The contribution of cryptographic civic infrastructure is what might be called proof-of-personhood as the foundation of political legitimacy. The claim is that before we can ask what people think, we must establish that a person — unique, human, real — is doing the thinking. ZKPs combined with machine-learning liveness checks solve this problem at the level of mathematics, not institutional trust.
This connects to an emerging field of thought around proof-of-personhood systems, but a document-grounded approach takes this further by anchoring personhood in state-issued identity documents rather than biometrics alone or blockchain reputation. The theory is: legitimate political participation requires a trustless proof that the participant is a unique human being, and this proof can now be generated without revealing who that human being is.
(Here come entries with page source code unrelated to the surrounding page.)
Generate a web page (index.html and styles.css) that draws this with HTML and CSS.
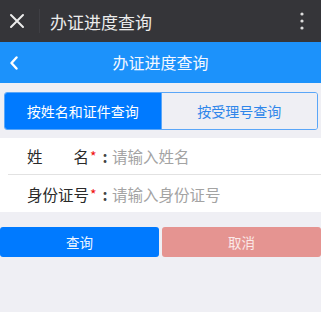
FILE: index.html
```html
<!DOCTYPE html>
<html lang="zh">
<head>
<meta charset="utf-8">
<title>办证进度查询</title>
<link rel="stylesheet" href="styles.css">
</head>
<body>
<div class="appbar">
  <svg class="close" width="16" height="16" viewBox="0 0 16 16"><path d="M2 2 L14 14 M14 2 L2 14" stroke="#ececec" stroke-width="2" fill="none" stroke-linecap="round"/></svg>
  <span class="sep"></span>
  <span class="apptitle">办证进度查询</span>
  <svg class="more" width="6" height="20" viewBox="0 0 6 20"><circle cx="3" cy="3" r="1.6" fill="#ddd"/><circle cx="3" cy="10" r="1.6" fill="#ddd"/><circle cx="3" cy="17" r="1.6" fill="#ddd"/></svg>
</div>
<div class="nav">
  <svg class="back" width="10" height="14" viewBox="0 0 10 14"><path d="M7.5 1.5 L2.5 7 L7.5 12.5" stroke="#fff" stroke-width="2.4" fill="none" stroke-linecap="round" stroke-linejoin="round"/></svg>
  <span class="navtitle">办证进度查询</span>
</div>
<div class="segment">
  <div class="seg active">按姓名和证件查询</div>
  <div class="seg">按受理号查询</div>
</div>
<div class="form">
  <div class="row">
    <span class="label">姓名</span><span class="star">*</span><span class="colon">:</span>
    <input class="field" placeholder="请输入姓名">
  </div>
  <div class="row">
    <span class="label">身份证号</span><span class="star">*</span><span class="colon">:</span>
    <input class="field" placeholder="请输入身份证号">
  </div>
</div>
<div class="buttons">
  <div class="btn primary">查询</div>
  <div class="btn cancel">取消</div>
</div>
</body>
</html>
```
FILE: styles.css
```css
html, body {
  margin: 0;
  padding: 0;
}
body {
  background: #efeff4;
  font-family: "Noto Sans CJK SC", "Noto Sans", sans-serif;
  width: 321px;
  height: 312px;
  overflow: hidden;
}
.appbar {
  height: 42px;
  background: #353539;
  display: flex;
  align-items: center;
}
.close {
  margin-left: 9px;
  flex: none;
}
.sep {
  width: 1px;
  height: 24px;
  background: #3f3f44;
  margin-left: 14px;
}
.apptitle {
  color: #ececec;
  font-size: 17px;
  margin-left: 10px;
  flex: 1;
}
.more {
  margin-right: 16px;
}
.nav {
  height: 41px;
  background: #1c92fb;
  display: flex;
  align-items: center;
  position: relative;
}
.back {
  margin-left: 9px;
}
.navtitle {
  position: absolute;
  left: 0;
  right: 0;
  text-align: center;
  color: #f4f8ff;
  font-size: 16px;
  line-height: 41px;
  pointer-events: none;
}
.segment {
  margin: 9px 3px 8px 4px;
  display: flex;
  border: 1px solid #5aa6f8;
  border-radius: 3px;
  overflow: hidden;
  height: 36px;
}
.seg {
  flex: 1;
  display: flex;
  align-items: center;
  justify-content: center;
  font-size: 14px;
  color: #2f86ea;
  background: #efeff4;
}
.seg.active {
  background: #007aff;
  color: #fff;
  border-right: 1px solid #5aa6f8;
}
.form {
  background: #fff;
}
.row {
  display: flex;
  align-items: center;
  height: 37px;
  padding-left: 27px;
  font-size: 15.5px;
  color: #2a2a2a;
}
.row:first-child {
  height: 36px;
  border-bottom: 1px solid #e2e2e2;
  margin-left: 8px;
  padding-left: 19px;
}
.label {
  width: 62px;
  text-align: justify;
  text-align-last: justify;
  flex: none;
}
.star {
  color: #f01010;
  font-size: 14px;
  margin-left: 1px;
  width: 8px;
}
.colon {
  width: 14px;
  font-weight: bold;
  text-align: center;
  color: #444;
}
.field {
  border: none;
  outline: none;
  background: transparent;
  font-family: inherit;
  font-size: 15.5px;
  padding: 0;
  margin: 0;
  flex: 1;
  min-width: 0;
  color: #333;
}
.field::placeholder {
  color: #a3a3a3;
}
.buttons {
  display: flex;
  gap: 3px;
  margin-top: 15px;
}
.btn {
  flex: 1;
  height: 30px;
  border-radius: 3px;
  display: flex;
  align-items: center;
  justify-content: center;
  font-size: 13.5px;
}
.btn.primary {
  background: #007aff;
  color: #f2f7ff;
}
.btn.cancel {
  background: #e59491;
  color: #fbe9e8;
}
```
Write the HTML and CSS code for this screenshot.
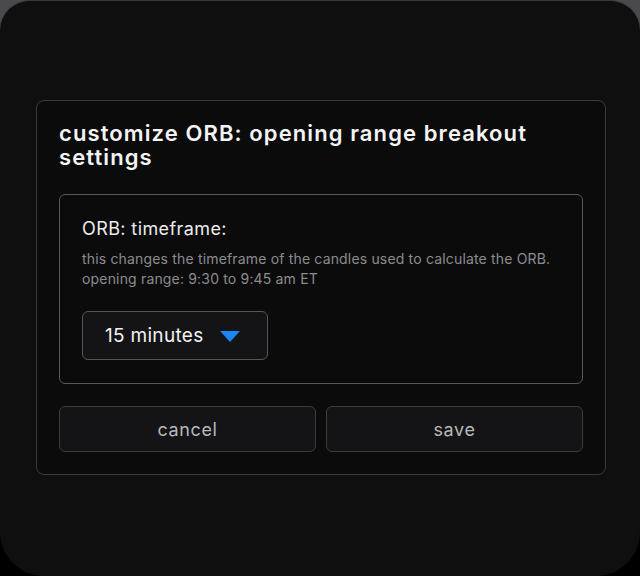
FILE: index.html
```html
<!DOCTYPE html>
<html>
<head>
<meta charset="utf-8">
<link rel="stylesheet" href="styles.css">
</head>
<body>
<div class="frame">
  <div class="dialog">
    <h1 class="title">customize ORB: opening range breakout settings</h1>
    <div class="card">
      <div class="label">ORB: timeframe:</div>
      <p class="desc">this changes the timeframe of the candles used to calculate the ORB.<br>opening range: 9:30 to 9:45 am ET</p>
      <div class="select">
        <span class="select-text">15 minutes</span>
        <svg class="caret" width="20" height="12" viewBox="0 0 20 12"><path d="M0 0H20L10 11Z" fill="#1a86f5"/></svg>
      </div>
    </div>
    <div class="actions">
      <button class="btn">cancel</button>
      <button class="btn">save</button>
    </div>
  </div>
</div>
</body>
</html>
```

FILE: styles.css
```css
html, body {
  margin: 0;
  padding: 0;
}
body {
  width: 640px;
  height: 576px;
  background: linear-gradient(#4a4a4c 0 50%, #000 50% 100%);
  font-family: "Inter", "Liberation Sans", sans-serif;
}
.frame {
  box-sizing: border-box;
  width: 640px;
  height: 576px;
  background: #0f0f10;
  border-top: 1px solid #3a3a3c;
  border-radius: 30px 30px 44px 44px;
  padding: 99px 34px 0 36px;
}
.dialog {
  box-sizing: border-box;
  width: 570px;
  background: #0b0b0c;
  border: 1px solid #3a3a3d;
  border-radius: 8px;
  padding: 20px 22px 22px 22px;
}
.title {
  margin: 0;
  font-size: 22px;
  line-height: 24px;
  font-weight: 600;
  color: #f4f4f4;
  letter-spacing: 1.1px;
}
.card {
  margin-top: 25px;
  border: 1px solid #58585c;
  border-radius: 6px;
  padding: 23px 22px 23px 22px;
}
.label {
  font-size: 18px;
  line-height: 22px;
  color: #ececec;
  letter-spacing: 0.4px;
}
.desc {
  margin: 9px 0 0 0;
  font-size: 14px;
  line-height: 20px;
  color: #8c8c8e;
  letter-spacing: 0.17px;
}
.select {
  margin-top: 22px;
  box-sizing: border-box;
  width: 186px;
  height: 49px;
  border: 1px solid #55555a;
  border-radius: 6px;
  background: #141416;
  display: flex;
  align-items: center;
  padding-left: 22px;
  gap: 17px;
}
.select-text {
  font-size: 19px;
  color: #f2f2f2;
  letter-spacing: 0.3px;
}
.caret {
  margin-top: 2px;
}
.actions {
  margin-top: 22px;
  display: flex;
  gap: 10px;
}
.btn {
  flex: 1;
  height: 46px;
  background: #141416;
  border: 1px solid #3c3c40;
  border-radius: 6px;
  color: #b8b8b8;
  font-family: "Inter", "Liberation Sans", sans-serif;
  font-size: 18px;
  letter-spacing: 0.6px;
  padding: 0;
}
```
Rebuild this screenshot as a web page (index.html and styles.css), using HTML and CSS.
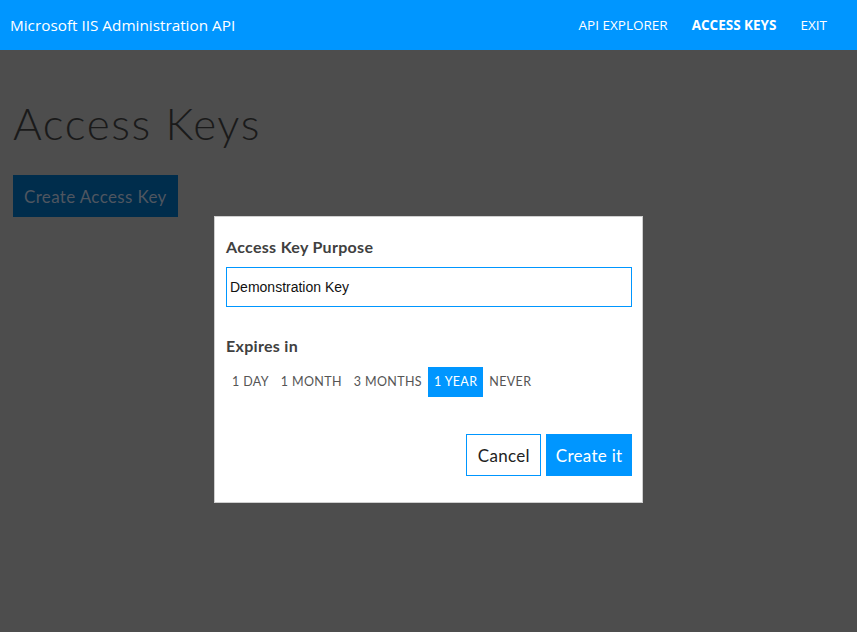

7. Political Community Without Territory
This is perhaps the most evocative narrative, and the one with the most political resonance. Trustless digital democracy infrastructure makes possible something that has no precise historical precedent: a verified, deliberating, decision-capable political community that exists independently of territory.
Estonia’s e-government showed that state services can be digital. This goes further — it shows that political community itself can be digital: that the demos (the people who constitute a political body) can be assembled, verified, deliberated with, and heard, independent of geographic location. For a diaspora of millions and a population living under surveillance, this is not a consolation prize. It is a genuine alternative architecture for political community.
The narrative: A dispersed people is not simply scattered. For the first time in history, it is possible for them to constitute themselves as a verified, deliberating political body — inside their home country and across the diaspora simultaneously — without any government’s permission and without exposing themselves to that government’s surveillance.